## Supplied entries

•••••

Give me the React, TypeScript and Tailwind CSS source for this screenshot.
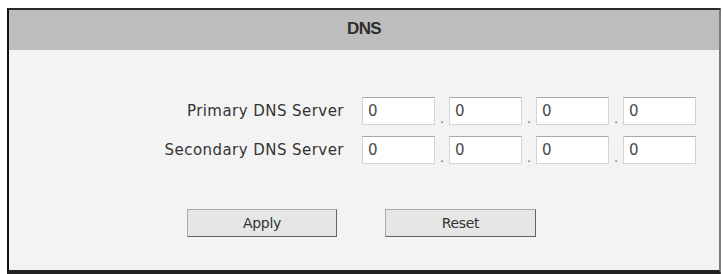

•••••

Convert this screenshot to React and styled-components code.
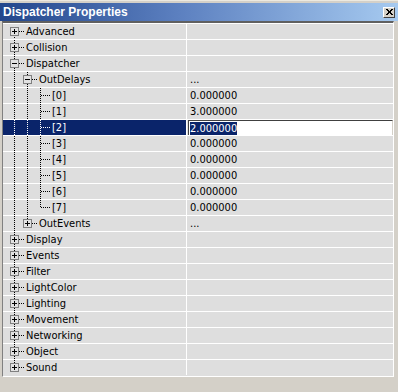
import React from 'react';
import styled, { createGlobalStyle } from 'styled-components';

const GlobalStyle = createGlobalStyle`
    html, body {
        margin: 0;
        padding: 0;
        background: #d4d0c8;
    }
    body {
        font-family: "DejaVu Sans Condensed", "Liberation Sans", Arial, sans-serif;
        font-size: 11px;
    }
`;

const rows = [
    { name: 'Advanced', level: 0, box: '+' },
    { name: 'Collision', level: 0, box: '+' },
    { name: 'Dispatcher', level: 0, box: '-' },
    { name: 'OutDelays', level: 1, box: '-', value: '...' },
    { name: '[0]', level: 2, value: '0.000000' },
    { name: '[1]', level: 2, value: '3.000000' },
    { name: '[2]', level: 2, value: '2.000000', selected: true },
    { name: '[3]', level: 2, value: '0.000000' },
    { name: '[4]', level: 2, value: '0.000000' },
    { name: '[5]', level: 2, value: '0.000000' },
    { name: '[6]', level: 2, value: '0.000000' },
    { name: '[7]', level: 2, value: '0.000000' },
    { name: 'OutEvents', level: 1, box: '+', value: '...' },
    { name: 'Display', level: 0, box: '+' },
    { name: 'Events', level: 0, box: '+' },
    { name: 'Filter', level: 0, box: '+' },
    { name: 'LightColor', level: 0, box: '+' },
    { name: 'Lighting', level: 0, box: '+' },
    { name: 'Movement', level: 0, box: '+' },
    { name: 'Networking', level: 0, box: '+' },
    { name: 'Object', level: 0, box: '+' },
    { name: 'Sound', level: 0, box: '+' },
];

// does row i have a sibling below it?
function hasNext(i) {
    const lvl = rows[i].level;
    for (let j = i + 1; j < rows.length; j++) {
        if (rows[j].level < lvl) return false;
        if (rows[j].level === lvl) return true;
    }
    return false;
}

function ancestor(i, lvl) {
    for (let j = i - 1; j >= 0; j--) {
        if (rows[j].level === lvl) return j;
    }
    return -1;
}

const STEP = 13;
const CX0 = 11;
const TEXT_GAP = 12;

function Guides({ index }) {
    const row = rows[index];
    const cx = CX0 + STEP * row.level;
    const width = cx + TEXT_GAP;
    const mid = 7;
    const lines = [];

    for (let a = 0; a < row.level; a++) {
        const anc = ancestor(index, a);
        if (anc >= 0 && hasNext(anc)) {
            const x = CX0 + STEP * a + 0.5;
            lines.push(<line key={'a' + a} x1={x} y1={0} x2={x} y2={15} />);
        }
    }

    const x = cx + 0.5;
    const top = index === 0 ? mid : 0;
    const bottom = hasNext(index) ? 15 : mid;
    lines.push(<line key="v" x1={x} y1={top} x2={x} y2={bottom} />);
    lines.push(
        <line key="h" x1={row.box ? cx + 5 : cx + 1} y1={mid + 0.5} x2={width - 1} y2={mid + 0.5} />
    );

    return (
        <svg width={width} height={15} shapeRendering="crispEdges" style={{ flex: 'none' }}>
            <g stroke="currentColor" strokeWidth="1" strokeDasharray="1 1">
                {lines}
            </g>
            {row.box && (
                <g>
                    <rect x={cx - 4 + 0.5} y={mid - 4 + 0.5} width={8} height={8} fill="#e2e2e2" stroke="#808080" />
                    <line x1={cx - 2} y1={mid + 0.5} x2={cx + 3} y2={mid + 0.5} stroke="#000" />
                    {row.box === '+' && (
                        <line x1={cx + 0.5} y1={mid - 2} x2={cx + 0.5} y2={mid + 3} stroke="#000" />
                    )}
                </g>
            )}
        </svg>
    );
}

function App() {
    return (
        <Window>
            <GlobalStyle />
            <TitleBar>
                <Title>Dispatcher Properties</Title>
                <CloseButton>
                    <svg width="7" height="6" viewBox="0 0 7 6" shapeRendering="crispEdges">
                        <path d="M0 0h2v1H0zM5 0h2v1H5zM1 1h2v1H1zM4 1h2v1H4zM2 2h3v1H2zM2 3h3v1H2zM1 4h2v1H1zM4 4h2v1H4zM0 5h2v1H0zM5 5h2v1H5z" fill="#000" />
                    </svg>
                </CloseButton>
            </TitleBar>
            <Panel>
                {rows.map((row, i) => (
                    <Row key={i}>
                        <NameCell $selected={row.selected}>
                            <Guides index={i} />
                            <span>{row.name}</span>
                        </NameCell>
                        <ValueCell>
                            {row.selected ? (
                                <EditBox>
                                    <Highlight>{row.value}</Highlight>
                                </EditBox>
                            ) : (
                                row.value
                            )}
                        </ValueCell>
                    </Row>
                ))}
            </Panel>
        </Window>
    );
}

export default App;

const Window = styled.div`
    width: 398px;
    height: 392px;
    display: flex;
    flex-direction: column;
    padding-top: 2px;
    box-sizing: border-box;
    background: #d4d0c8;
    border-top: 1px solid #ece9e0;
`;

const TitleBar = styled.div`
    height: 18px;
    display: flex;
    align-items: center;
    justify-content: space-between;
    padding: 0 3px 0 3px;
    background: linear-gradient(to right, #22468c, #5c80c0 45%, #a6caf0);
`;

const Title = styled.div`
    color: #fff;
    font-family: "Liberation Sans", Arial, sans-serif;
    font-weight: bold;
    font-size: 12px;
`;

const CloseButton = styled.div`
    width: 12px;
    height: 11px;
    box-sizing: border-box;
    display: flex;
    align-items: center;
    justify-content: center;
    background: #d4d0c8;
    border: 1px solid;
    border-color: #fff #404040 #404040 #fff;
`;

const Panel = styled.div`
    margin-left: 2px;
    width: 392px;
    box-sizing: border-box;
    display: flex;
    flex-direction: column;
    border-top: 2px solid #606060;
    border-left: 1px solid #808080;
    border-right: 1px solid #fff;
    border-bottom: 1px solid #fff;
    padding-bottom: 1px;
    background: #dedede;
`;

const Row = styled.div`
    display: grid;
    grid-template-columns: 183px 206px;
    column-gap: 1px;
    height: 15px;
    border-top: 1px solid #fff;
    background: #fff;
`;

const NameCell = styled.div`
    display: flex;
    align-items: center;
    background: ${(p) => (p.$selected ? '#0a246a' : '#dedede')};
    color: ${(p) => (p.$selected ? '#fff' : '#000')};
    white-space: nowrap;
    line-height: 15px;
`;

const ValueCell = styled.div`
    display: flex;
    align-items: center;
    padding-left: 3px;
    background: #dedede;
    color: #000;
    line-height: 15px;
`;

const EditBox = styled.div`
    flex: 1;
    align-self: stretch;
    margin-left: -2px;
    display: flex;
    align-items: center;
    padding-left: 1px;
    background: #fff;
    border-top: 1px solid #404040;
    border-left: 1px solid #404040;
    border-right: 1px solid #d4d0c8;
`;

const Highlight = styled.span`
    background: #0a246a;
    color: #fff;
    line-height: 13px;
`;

•••••

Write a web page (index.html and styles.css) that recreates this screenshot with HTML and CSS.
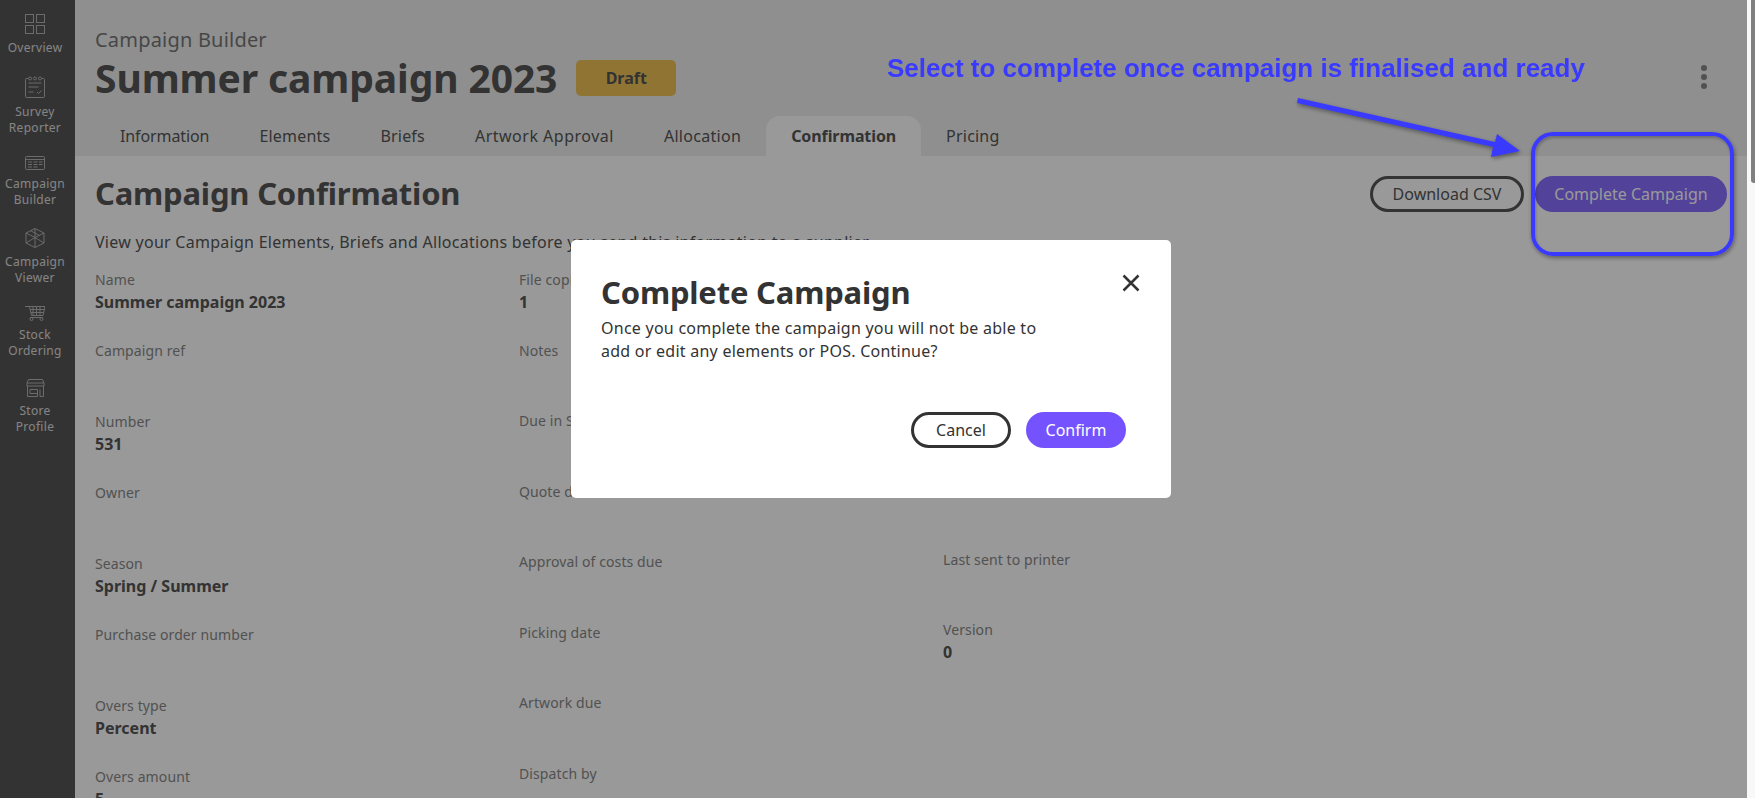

•••••

## Task goal
Your task is to gather every line with the word "html" and copy it.

## Reply
    html, body {
Write a web page (index.html and styles.css) that recreates this screenshot with HTML and CSS.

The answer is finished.